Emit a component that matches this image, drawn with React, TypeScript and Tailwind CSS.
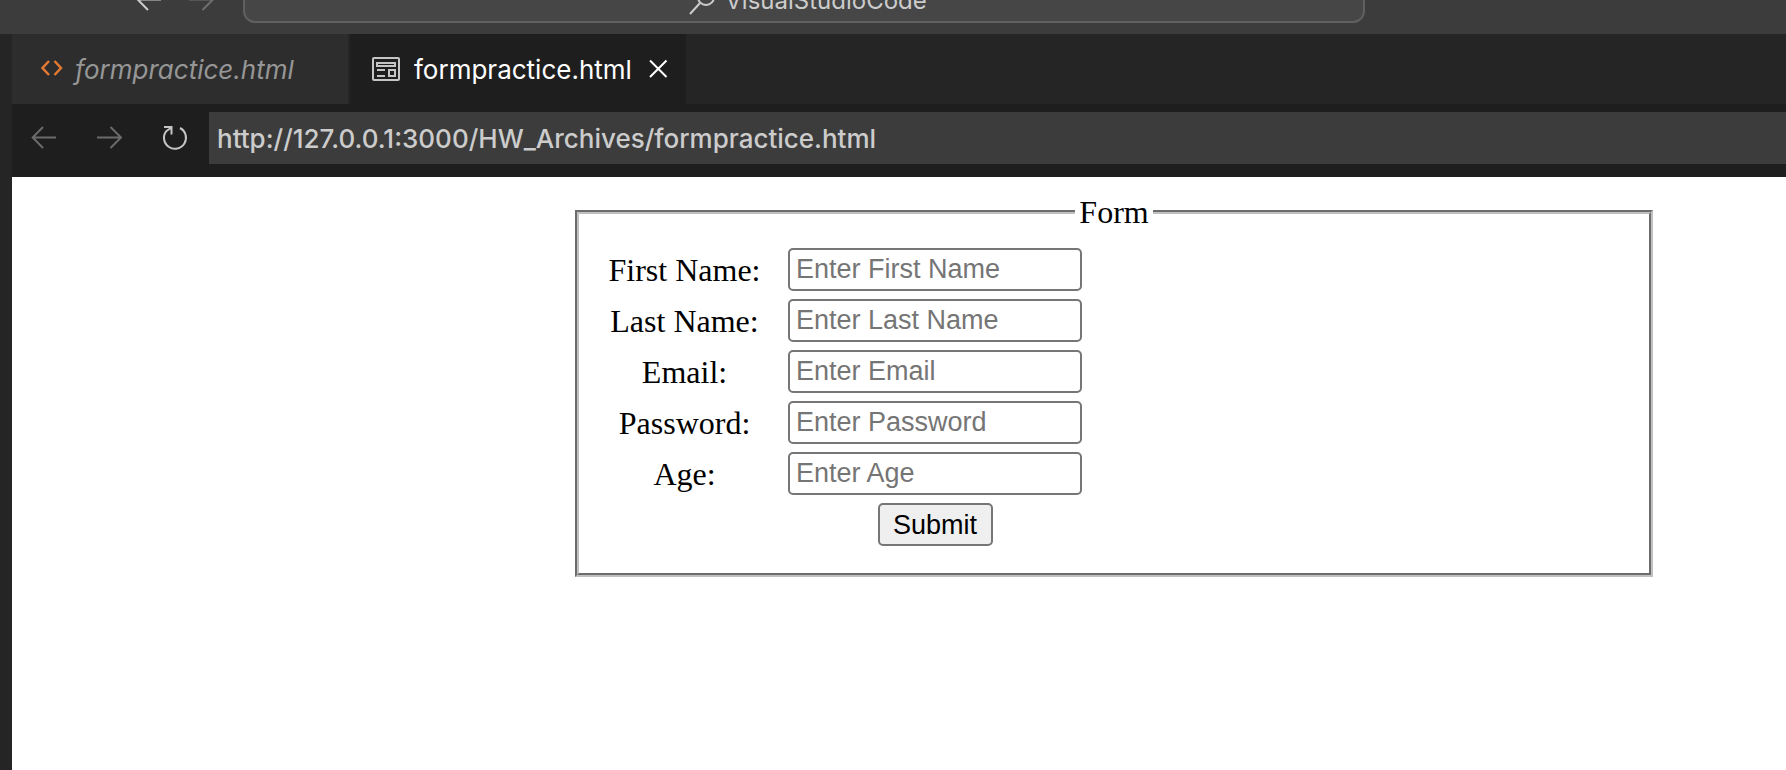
import type { ReactNode } from "react";

function Icon({ children, className }: { children: ReactNode; className?: string }) {
  return (
    <svg
      viewBox="0 0 32 32"
      width="32"
      height="32"
      fill="none"
      stroke="currentColor"
      strokeWidth="2"
      aria-hidden="true"
      className={`shrink-0 ${className ?? ""}`}
    >
      {children}
    </svg>
  );
}

const ArrowLeft = () => (
  <Icon>
    <path d="M28 15.500H5M15 5L4.700 15.500L15 26" />
  </Icon>
);

const ArrowRight = () => (
  <Icon>
    <path d="M4 15.500H27.500M17.500 5L28 15.500L17.500 26" />
  </Icon>
);

const fields = [
  { id: "first-name", label: "First Name:", placeholder: "Enter First Name", type: "text" },
  { id: "last-name", label: "Last Name:", placeholder: "Enter Last Name", type: "text" },
  { id: "email", label: "Email:", placeholder: "Enter Email", type: "email" },
  { id: "password", label: "Password:", placeholder: "Enter Password", type: "password" },
  { id: "age", label: "Age:", placeholder: "Enter Age", type: "number" },
];

function TitleBar() {
  return (
    <header className="flex h-[34px] items-end overflow-hidden bg-[#3c3c3c] pl-[133px]">
      <div className="flex h-[50px] gap-[20px]">
        <button type="button" aria-label="Go back" className="h-8 text-[#cccccc]">
          <ArrowLeft />
        </button>
        <button type="button" aria-label="Go forward" className="h-8 text-[#6f6f6f]">
          <ArrowRight />
        </button>
      </div>
      <button
        type="button"
        className="mb-[11px] ml-[26px] flex h-[44px] w-full max-w-[1122px] items-center justify-center gap-2 rounded-xl border-2 border-[#606060] bg-[#464646] pl-1 text-[24px] leading-[32px] text-[#cccccc]"
      >
        <Icon>
          <circle cx="21" cy="12" r="8" />
          <path d="M15 18L5 29" />
        </Icon>
        VisualStudioCode
      </button>
    </header>
  );
}

function Tabs() {
  return (
    <nav className="flex h-[70px] gap-[2px] bg-[#252526] text-[26px] leading-[32px]">
      <a href="#source" className="flex w-[336px] items-center gap-2 bg-[#2d2d2d] pl-[23px] text-[#969696] italic">
        <Icon className="text-[#e37933]">
          <path d="M14 8L7.500 15L14 22M19.500 8L26 15L19.500 22" strokeWidth="2.500" />
        </Icon>
        <span className="pt-[2px]">formpractice.html</span>
      </a>
      <div className="flex w-[336px] items-center bg-[#1e1e1e] pl-5 text-white">
        <a href="#preview" className="flex items-center gap-[12px]">
          <Icon className="text-[#c5c5c5]">
            <rect x="3" y="5" width="26" height="22" rx="1" />
            <path d="M7 10H25V13H7ZM7 17H15M7 23H15M19 17H25V23H19Z" />
          </Icon>
          <span className="pt-[2px]">formpractice.html</span>
        </a>
        <button type="button" aria-label="Close tab" className="ml-[10px]">
          <Icon>
            <path d="M8 7.500L24.500 24M24.500 7.500L8 24" />
          </Icon>
        </button>
      </div>
    </nav>
  );
}

function AddressBar() {
  return (
    <div className="flex items-center bg-[#1e1e1e] pt-2 pb-[13px] pl-4">
      <div className="flex gap-[33px]">
        <button type="button" aria-label="Back" className="text-[#6b6b6b]">
          <ArrowLeft />
        </button>
        <button type="button" aria-label="Forward" className="text-[#6b6b6b]">
          <ArrowRight />
        </button>
        <button type="button" aria-label="Reload" className="text-[#c5c5c5]">
          <Icon>
            <path d="M6 5H13.500V12.500M8.500 9L13.500 5.500M8.500 8.800A11 11 0 1 0 22 6" strokeWidth="2" />
          </Icon>
        </button>
      </div>
      <input
        aria-label="Address"
        type="text"
        defaultValue="http://127.0.0.1:3000/HW_Archives/formpractice.html"
        className="ml-[19px] h-[52px] min-w-0 flex-1 bg-[#3c3c3c] px-2 text-[26px] font-[450] text-[#cccccc] outline-none"
      />
    </div>
  );
}

function FormPage() {
  return (
    <main className="flex-1 bg-white pt-[17px] pr-[133px] pl-[563px] font-['Liberation_Serif',serif] text-[32px] leading-[36px] text-black">
      <form onSubmit={(e) => e.preventDefault()}>
        <fieldset className="border-4 border-[#c0c0c0] px-[30px] pt-[18px] pb-[27px] [border-style:groove]">
          <legend className="mx-auto px-1">Form</legend>
          <div className="grid grid-cols-[151px_294px] gap-x-7 gap-y-2">
            {fields.map((f) => (
              <div key={f.id} className="contents">
                <label htmlFor={f.id} className="flex items-center justify-center whitespace-nowrap">
                  {f.label}
                </label>
                <input
                  id={f.id}
                  type={f.type}
                  placeholder={f.placeholder}
                  className="h-[43px] rounded-[5px] border-2 border-[#767676] bg-white px-[6px] font-['Liberation_Sans',sans-serif] text-[27px] leading-[32px] placeholder:text-[#757575]"
                />
              </div>
            ))}
            <button
              type="submit"
              className="col-start-2 h-[43px] w-[115px] justify-self-center rounded-[5px] border-2 border-[#767676] bg-[#efefef] font-['Liberation_Sans',sans-serif] text-[27px] leading-[32px]"
            >
              Submit
            </button>
          </div>
        </fieldset>
      </form>
    </main>
  );
}

export default function App() {
  return (
    <div className="flex min-h-screen flex-col font-['Inter',sans-serif]">
      <TitleBar />
      <div className="flex flex-1 bg-[#252526] pl-3">
        <div className="flex min-w-0 flex-1 flex-col">
          <Tabs />
          <AddressBar />
          <FormPage />
        </div>
      </div>
    </div>
  );
}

_What to do_:
Give back every line exactly as it stands, pictures excluded.

_Expected answer_:
Emit a component that matches this image, drawn with React, TypeScript and Tailwind CSS.
import type { ReactNode } from "react";

function Icon({ children, className }: { children: ReactNode; className?: string }) {
  return (
    <svg
      viewBox="0 0 32 32"
      width="32"
      height="32"
      fill="none"
      stroke="currentColor"
      strokeWidth="2"
      aria-hidden="true"
      className={`shrink-0 ${className ?? ""}`}
    >
      {children}
    </svg>
  );
}

const ArrowLeft = () => (
  <Icon>
    <path d="M28 15.500H5M15 5L4.700 15.500L15 26" />
  </Icon>
);

const ArrowRight = () => (
  <Icon>
    <path d="M4 15.500H27.500M17.500 5L28 15.500L17.500 26" />
  </Icon>
);

const fields = [
  { id: "first-name", label: "First Name:", placeholder: "Enter First Name", type: "text" },
  { id: "last-name", label: "Last Name:", placeholder: "Enter Last Name", type: "text" },
  { id: "email", label: "Email:", placeholder: "Enter Email", type: "email" },
  { id: "password", label: "Password:", placeholder: "Enter Password", type: "password" },
  { id: "age", label: "Age:", placeholder: "Enter Age", type: "number" },
];

function TitleBar() {
  return (
    <header className="flex h-[34px] items-end overflow-hidden bg-[#3c3c3c] pl-[133px]">
      <div className="flex h-[50px] gap-[20px]">
        <button type="button" aria-label="Go back" className="h-8 text-[#cccccc]">
          <ArrowLeft />
        </button>
        <button type="button" aria-label="Go forward" className="h-8 text-[#6f6f6f]">
          <ArrowRight />
        </button>
      </div>
      <button
        type="button"
        className="mb-[11px] ml-[26px] flex h-[44px] w-full max-w-[1122px] items-center justify-center gap-2 rounded-xl border-2 border-[#606060] bg-[#464646] pl-1 text-[24px] leading-[32px] text-[#cccccc]"
      >
        <Icon>
          <circle cx="21" cy="12" r="8" />
          <path d="M15 18L5 29" />
        </Icon>
        VisualStudioCode
      </button>
    </header>
  );
}

function Tabs() {
  return (
    <nav className="flex h-[70px] gap-[2px] bg-[#252526] text-[26px] leading-[32px]">
      <a href="#source" className="flex w-[336px] items-center gap-2 bg-[#2d2d2d] pl-[23px] text-[#969696] italic">
        <Icon className="text-[#e37933]">
          <path d="M14 8L7.500 15L14 22M19.500 8L26 15L19.500 22" strokeWidth="2.500" />
        </Icon>
        <span className="pt-[2px]">formpractice.html</span>
      </a>
      <div className="flex w-[336px] items-center bg-[#1e1e1e] pl-5 text-white">
        <a href="#preview" className="flex items-center gap-[12px]">
          <Icon className="text-[#c5c5c5]">
            <rect x="3" y="5" width="26" height="22" rx="1" />
            <path d="M7 10H25V13H7ZM7 17H15M7 23H15M19 17H25V23H19Z" />
          </Icon>
          <span className="pt-[2px]">formpractice.html</span>
        </a>
        <button type="button" aria-label="Close tab" className="ml-[10px]">
          <Icon>
            <path d="M8 7.500L24.500 24M24.500 7.500L8 24" />
          </Icon>
        </button>
      </div>
    </nav>
  );
}

function AddressBar() {
  return (
    <div className="flex items-center bg-[#1e1e1e] pt-2 pb-[13px] pl-4">
      <div className="flex gap-[33px]">
        <button type="button" aria-label="Back" className="text-[#6b6b6b]">
          <ArrowLeft />
        </button>
        <button type="button" aria-label="Forward" className="text-[#6b6b6b]">
          <ArrowRight />
        </button>
        <button type="button" aria-label="Reload" className="text-[#c5c5c5]">
          <Icon>
            <path d="M6 5H13.500V12.500M8.500 9L13.500 5.500M8.500 8.800A11 11 0 1 0 22 6" strokeWidth="2" />
          </Icon>
        </button>
      </div>
      <input
        aria-label="Address"
        type="text"
        defaultValue="http://127.0.0.1:3000/HW_Archives/formpractice.html"
        className="ml-[19px] h-[52px] min-w-0 flex-1 bg-[#3c3c3c] px-2 text-[26px] font-[450] text-[#cccccc] outline-none"
      />
    </div>
  );
}

function FormPage() {
  return (
    <main className="flex-1 bg-white pt-[17px] pr-[133px] pl-[563px] font-['Liberation_Serif',serif] text-[32px] leading-[36px] text-black">
      <form onSubmit={(e) => e.preventDefault()}>
        <fieldset className="border-4 border-[#c0c0c0] px-[30px] pt-[18px] pb-[27px] [border-style:groove]">
          <legend className="mx-auto px-1">Form</legend>
          <div className="grid grid-cols-[151px_294px] gap-x-7 gap-y-2">
            {fields.map((f) => (
              <div key={f.id} className="contents">
                <label htmlFor={f.id} className="flex items-center justify-center whitespace-nowrap">
                  {f.label}
                </label>
                <input
                  id={f.id}
                  type={f.type}
                  placeholder={f.placeholder}
                  className="h-[43px] rounded-[5px] border-2 border-[#767676] bg-white px-[6px] font-['Liberation_Sans',sans-serif] text-[27px] leading-[32px] placeholder:text-[#757575]"
                />
              </div>
            ))}
            <button
              type="submit"
              className="col-start-2 h-[43px] w-[115px] justify-self-center rounded-[5px] border-2 border-[#767676] bg-[#efefef] font-['Liberation_Sans',sans-serif] text-[27px] leading-[32px]"
            >
              Submit
            </button>
          </div>
        </fieldset>
      </form>
    </main>
  );
}

export default function App() {
  return (
    <div className="flex min-h-screen flex-col font-['Inter',sans-serif]">
      <TitleBar />
      <div className="flex flex-1 bg-[#252526] pl-3">
        <div className="flex min-w-0 flex-1 flex-col">
          <Tabs />
          <AddressBar />
          <FormPage />
        </div>
      </div>
    </div>
  );
}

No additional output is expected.